А какие сокровища он мне приносил из Лавки писателей! Собрание сочинений Жюля Верна, издание "ЗиФ" ("Земля и фабрика"), бумажные томики переплетены, по два, по три вместе, в крепкий синий картон с коричневой ледериновой корочкой и уголками. Так же примерно, только в издательском переплете, выглядели книги серии "Библиотека школьника". Цвет корочки и уголков бывал разный и накрепко связывался с настроением книги. Багровые, закатные тона "Дэвида Копперфильда" или "Айвенго", пасмурные, голубовато-серые двухтомника Некрасова, "Очерков бурсы"… Потом вдруг, бывало, попадался где-нибудь экземпляр той же книги с ледерином другого цвета и книга казалась неправильной — не может "Дэвид Копперфильд" быть темно-синим, никак не может. Собрание сочинении Уэллса было без переплетов, довольно потрепанное, но с подробными картинками. Картинки были страшные. Инженер стоит на мостике с перилами, а внизу, на конусе раскаленного металла, уже начинает полыхать его враг. Инженер его туда спихнул. Оба в аккуратных костюмах и галстуках. Богатые подробностями иллюстрации Доре в "Дон Кихоте" (два старинных тома, с ятями). Но особенно любимые — в детгизовском, пересказанном Заболоцким Рабле. Я их теперь радостно узнаю в New York Review of Books — их там частенько используют, особенно войско Пикрошоля с его лесом пик для иллюстрации пацифистских статей. Но вот самой любимой картинки никак не могу найти в альбомах Доре. В детгизовском издании она помещалась слева, на развороте с титулом. Рабле с тремя или четырьмя другими гигантами — Гомером, Данте и, кажется, Вергилием — поддерживал гигантскую открытую книгу. Перед книгой стояли в разных позах и в костюмах разных эпох писатели вдвое меньшего масштаба, ростом четырем великанам по пояс. Они вчитывались в открытую книгу, некоторые списывали из нее. Среди них можно было узнать Мольера, Шекспира, других я тогда не знал. По колено второразрядным классикам гуляла толпа литераторов помельче. Их было много, но они все были разные — беспечные, мрачные, горделивые, хитрые. До большой книги им было не дотянуться, но у второразрядных они списывали вовсю. А еще мельче их копошилась совсем мелюзга — видны человечки, но по отдельности не разберешь. Эта иерархия меня завораживала. Особенную симпатию вызывали маленькие, но разные писатели третьего разряда.
Онанизм и антисемитизм
Школа поначалу была приятным продолжением пустынного августа 44-го года. Там были большие просторные лестницы, просторные классы, просторные "рекреации". Мама и наши соседи называли школу ее тридцать лет назад отмененным именем "Петер-шуле",хотя от немецкого прошлого, малопопулярного в послеблокадном Ленинграде, осталось только немного музыки и несколько портретов: по утрам мы маршировали под приятный марш из "Волшебного стрелка", и со стенки смотрели композиторы. Запомнился Вагнер в берете.

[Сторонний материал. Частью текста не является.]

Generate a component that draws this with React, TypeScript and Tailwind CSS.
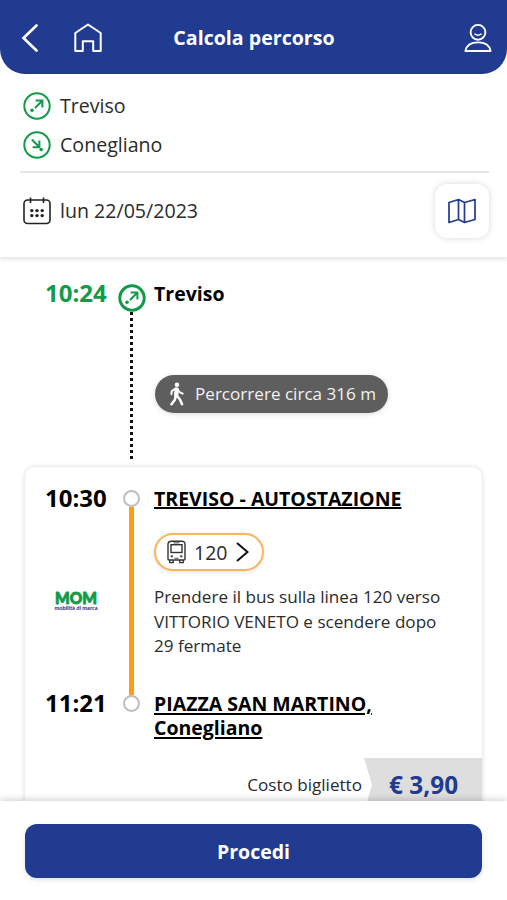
import React from "react";

function DirectionIcon({ down = false, strokeWidth = 2, className = "" }: { down?: boolean; strokeWidth?: number; className?: string }) {
  return (
    <svg viewBox="0 0 28 28" className={className} fill="none" stroke="#129a48">
      <circle cx="14" cy="14" r={14 - strokeWidth / 2 - 0.3} strokeWidth={strokeWidth} />
      {down ? (
        <>
          <path d="M8.8 8.5 L16 15.8 M16.4 9.5 V16.2 H9.6" strokeWidth="2" />
          <circle cx="18.2" cy="18.6" r="1.8" fill="#129a48" stroke="none" />
        </>
      ) : (
        <>
          <path d="M12 16 L19 9 M12.6 8.6 H19.4 V15.4" strokeWidth="2" />
          <circle cx="9" cy="18.2" r="1.8" fill="#129a48" stroke="none" />
        </>
      )}
    </svg>
  );
}

function HomeIcon() {
  return (
    <svg viewBox="0 0 28 30" className="h-[30px] w-7" fill="none" stroke="#fff" strokeWidth="2" strokeLinejoin="round">
      <path d="M1.3 10 L14 1.5 L26.7 10 V28 H19.2 V18.2 H8.8 V28 H1.3 Z" />
    </svg>
  );
}

function UserIcon() {
  return (
    <svg viewBox="0 0 28 30" className="h-[30px] w-7" fill="none" stroke="#fff" strokeWidth="1.9" strokeLinejoin="round" strokeLinecap="round">
      <circle cx="14" cy="9.3" r="7.4" />
      <path d="M11 11.2 Q14 13.2 17 11.2" strokeWidth="1.6" />
      <path d="M1.4 28 Q3 19.4 14 19.4 Q25 19.4 26.6 28 Z" />
    </svg>
  );
}

function CalendarIcon() {
  return (
    <svg viewBox="0 0 28 28" className="h-7 w-7" fill="none" stroke="#222" strokeWidth="1.6">
      <rect x="1" y="3" width="26" height="23.5" rx="3.5" />
      <path d="M7.5 0.5 V6 M20.5 0.5 V6" />
      <g fill="#222" stroke="none">
        <circle cx="8.8" cy="13.6" r="1.7" />
        <circle cx="14" cy="13.6" r="1.7" />
        <circle cx="19.2" cy="13.6" r="1.7" />
        <circle cx="8.8" cy="18.6" r="1.7" />
        <circle cx="14" cy="18.6" r="1.7" />
        <circle cx="19.2" cy="18.6" r="1.7" />
      </g>
    </svg>
  );
}

function MapIcon() {
  return (
    <svg viewBox="0 0 28 26" className="h-[26px] w-7" fill="none" stroke="#203b8f" strokeWidth="1.7" strokeLinejoin="round">
      <path d="M1 4.5 L10.5 1.5 L16.5 4.5 L27 1.5 V21.5 L16.5 24.5 L10.5 21.5 L1 24.5 Z M10.5 1.5 V21.5 M16.5 4.5 V24.5" />
    </svg>
  );
}

function WalkIcon() {
  return (
    <svg viewBox="0 0 16 24" className="h-6 w-4" fill="none" stroke="#fff" strokeLinecap="round" strokeLinejoin="round">
      <circle cx="8" cy="2.7" r="2.3" fill="#fff" stroke="none" />
      <path d="M7.6 7.4 L7.2 13.4" strokeWidth="4.4" />
      <path d="M6.4 6.5 L2.8 9 L2.4 12.2 M8.5 7 L10.5 10.2 L13.7 11.7" strokeWidth="2" />
      <path d="M6.8 14.5 L5.6 18.3 L2.5 22.3 M8.2 14 L11 17.5 L13 22.3" strokeWidth="2.5" />
    </svg>
  );
}

function BusIcon() {
  return (
    <svg viewBox="0 0 19 24" className="h-6 w-[19px]" fill="none" stroke="#333" strokeWidth="1.4">
      <path d="M2 20 H17 Q18 20 18 19 V4.5 Q18 1.2 14.7 1.2 H4.3 Q1 1.2 1 4.5 V19 Q1 20 2 20 Z" />
      <rect x="4" y="4.7" width="11" height="7.8" />
      <path d="M6.5 2.9 H12.5" strokeWidth="0.9" />
      <path d="M2.8 20 V22.6 H6.2 V20 M12.8 20 V22.6 H16.2 V20" />
      <path d="M7.5 18.3 H11.5" strokeWidth="0.9" />
      <circle cx="4.8" cy="16.3" r="1.2" fill="#555" stroke="none" />
      <circle cx="14.2" cy="16.3" r="1.2" fill="#555" stroke="none" />
    </svg>
  );
}

function OperatorLogo() {
  return (
    <svg viewBox="0 0 44 32" className="h-8 w-11 overflow-visible">
      <text x="1" y="17.5" textLength="42" lengthAdjust="spacingAndGlyphs" fontFamily="Lato" fontWeight="900" fontSize="16" fill="#129a48" stroke="#129a48" strokeWidth="0.9" strokeLinejoin="round">MOM</text>
      <text x="0.5" y="24.2" textLength="43" lengthAdjust="spacingAndGlyphs" fontFamily="Lato" fontWeight="900" fontSize="5.4" fill="#203b8f">mobilità di marca</text>
    </svg>
  );
}

function StopRing() {
  return <span className="block h-[17px] w-[17px] shrink-0 rounded-full border-2 border-[#bdbdbd] bg-white" />;
}

export default function App() {
  return (
    <div className="flex h-[900px] w-[507px] flex-col overflow-hidden bg-white font-['Open_Sans',sans-serif] text-[#2b2b2b]">
      <header className="grid h-[74px] shrink-0 grid-cols-[1fr_auto_1fr] items-center rounded-b-[25px] bg-[#203b8f] pr-[15px] pl-[21px] text-white">
        <div className="flex items-center gap-[36px] pt-px">
          <svg viewBox="0 0 17 28" className="h-7 w-[17px]" fill="none" stroke="#fff" strokeWidth="2.6" strokeLinecap="round">
            <path d="M15.5 1.5 L2.5 14 L15.5 26.5" />
          </svg>
          <HomeIcon />
        </div>
        <h1 className="mr-[5px] pt-px text-[19.6px] font-bold">Calcola percorso</h1>
        <div className="flex justify-end pt-px"><UserIcon /></div>
      </header>

      <section className="relative z-10 h-[183px] shrink-0 bg-white pt-[12px] pr-[18px] pl-5 shadow-[0_2px_5px_rgba(0,0,0,0.13)]">
        <div className="flex h-[39px] items-center gap-[9px] pl-[3px] text-[19.6px]">
          <DirectionIcon className="h-7 w-7" />
          <span>Treviso</span>
        </div>
        <div className="flex h-[39px] items-center gap-[9px] pl-[3px] text-[19.6px]">
          <DirectionIcon down className="h-7 w-7" />
          <span>Conegliano</span>
        </div>
        <div className="mt-[7px] flex h-[78px] items-center justify-between border-t-2 border-[#e6e6e6] pl-[3px]">
          <div className="flex items-center gap-[9px] text-[19.6px]">
            <CalendarIcon />
            <span>lun 22/05/2023</span>
          </div>
          <button className="flex h-[54px] w-[54px] items-center justify-center rounded-[12px] bg-white shadow-[0_0_6px_rgba(0,0,0,0.16)]">
            <MapIcon />
          </button>
        </div>
      </section>

      <main className="min-h-0 flex-1 overflow-hidden px-[25px]">
        <div className="grid h-[210px] grid-cols-[93px_27px_1fr] pt-[20px]">
          <span className="pl-[20px] text-[24px] leading-[32px] font-bold text-[#129a48]">10:24</span>
          <div className="flex flex-col items-center pt-[7px]">
            <DirectionIcon strokeWidth={3} className="h-7 w-7 shrink-0" />
            <div className="h-[147px] w-[3px] bg-[repeating-linear-gradient(to_bottom,#111_0,#111_3px,transparent_3px,transparent_6px)]" />
          </div>
          <div className="pl-[9px]">
            <div className="pt-px text-[19.5px] leading-[32px] font-bold text-black">Treviso</div>
            <div className="mt-[65px] ml-px flex h-[38px] w-[233px] items-center gap-[10px] rounded-full bg-[#5e5e5e] pl-[14px] text-[17.1px] whitespace-nowrap text-[#f2f2f2] shadow-[0_1px_5px_rgba(0,0,0,0.15)]">
              <WalkIcon />
              <span>Percorrere circa 316 m</span>
            </div>
          </div>
        </div>

        <article className="h-[380px] rounded-[10px] bg-white pt-[15px] shadow-[0_0_5px_rgba(0,0,0,0.16)]">
          <div className="grid h-[276px] grid-cols-[93px_27px_1fr]">
            <div className="pl-[20px] text-[24px] leading-[32px] font-bold text-black">
              <div>10:30</div>
              <div className="mt-[72px] mb-[69px] flex h-[32px] pl-[9px]"><OperatorLogo /></div>
              <div>11:21</div>
            </div>
            <div className="flex flex-col items-center pt-[8px]">
              <StopRing />
              <div className="h-[188px] w-[5px] shrink-0 bg-[#ff9e16]" />
              <StopRing />
            </div>
            <div className="pl-[9px]">
              <div className="pt-px text-[19.5px] leading-[32px] font-bold text-black underline decoration-2 underline-offset-1">TREVISO - AUTOSTAZIONE</div>
              <div className="mt-[18px] flex h-[38px] w-[110px] items-center rounded-full border-2 border-[#f6b660] pl-[11px] text-[19.5px] shadow-[0_1px_4px_rgba(0,0,0,0.12)]">
                <BusIcon />
                <span className="ml-[8px] pt-px">120</span>
                <svg viewBox="0 0 13 20" className="ml-[9px] h-5 w-[13px]" fill="none" stroke="#111" strokeWidth="2">
                  <path d="M1 1 L11.5 10 L1 19" />
                </svg>
              </div>
              <p className="mt-[14px] text-[17.1px] leading-[24.5px] whitespace-nowrap">
                Prendere il bus sulla linea 120 verso<br />VITTORIO VENETO e scendere dopo<br />29 fermate
              </p>
              <div className="mt-[33px] text-[19.5px] leading-[24.5px] font-bold text-black underline decoration-2 underline-offset-2">
                PIAZZA SAN MARTINO,<br />Conegliano
              </div>
            </div>
          </div>
          <div className="flex h-[54px] items-center justify-end">
            <span className="mr-[2px] text-[17.1px]">Costo biglietto</span>
            <div className="flex h-[54px] w-[118px] items-center bg-[#dedede] pl-[25px] text-[24.4px] font-bold text-[#203b8f] [clip-path:polygon(0_0,100%_0,100%_100%,0_100%,8px_27px)]">
              € 3,90
            </div>
          </div>
        </article>
      </main>

      <footer className="relative z-10 h-[99px] shrink-0 bg-white px-[25px] pt-[23px] shadow-[0_-2px_6px_rgba(0,0,0,0.16)]">
        <button className="flex h-[54px] w-full items-center justify-center rounded-[12px] bg-[#203b8f] pt-px text-[19.5px] font-bold text-white shadow-[0_2px_5px_rgba(0,0,0,0.12)]">
          Procedi
        </button>
      </footer>
    </div>
  );
}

Ранец — деревянный ящичек, обтянутый серой тканью. Пенал с пахучей от свежего лака красной вставочкой, тетради с промокашками. Это добро мы ездили с мамой куда-то получать "по ордеру". А когда первого сентября я пришел из школы домой, папа дал мне альбом, карандаши и розовый пряник в виде зайца, и я окончательно почувствовал, что разбогател.
Поскольку кое-как писать и считать я уже умел, а читал вовсю, то единственная работа была выводить крючки и палочки — чистописание. Остальное время я приятно бездельничал. Учительница Анна Захаровна разрешила мне приносить книгу и читать на уроке. Правда, однажды я зачитался "Томом Сойером", расхохотался на смешном месте, и книгу она временно конфисковала. Без книги, пока другие мальчики читали из букваря по складам, было скучно. Краем глаза я заметил призывные взоры сбоку. Крупный мальчик, сидевший за соседней партой, через проход, поглядывал на меня и улыбался. Поймав мой взгляд, он глазами показал вниз, под парту. Я не сразу понял, что он там держит в руке — толстая белая сосиска. Звали мальчика Битов Андрей. Полвека спустя я вспомнил это в разговоре с Андреем Битовым. Он объяснил, что то был не он, а его дальний родственник, сверстник, однофамилец и тезка, путаница с которым продолжается всю жизнь. Будущий писатель учился в другой школе. А вот в параллельных классах Петер-шуле учились, как выяснилось позднее, Сергей Кулле, с которым мы встретились и подружились через десять лет и Борис Парамонов, до знакомства с которым оставалось лет сорок. Кроме не того Битова, из своих однокашников помню соседа по парте Быкова, от которого неприятно пахло хлебом, и тетрадки у него были в сальных пятнах. Была короткая милая дружба с мальчиком по фамилии Френц. Мы заходили к нему в соседний со школой дом. У его отца, живописца в розовой рубахе, была там наверху мастерская. Мальчик Френц гордился, что. его папа в молодости был гусаром. Я изумился мастерству, с которым мой товарищ лепит из пластилина фигурки животных. Они у него были выстроены на подоконнике по росту — от змеи до тигра. Узнав, что я раньше не видел пластилина, он, к моему ужасу, одним движением смял всех зверей в ком и отдал ком мне. Дома я решил тут же возродить животных на нашем подоконнике, но у меня после долгих усилий получилась только змея, да и то далеко не такая грациозная, какая была у Френца.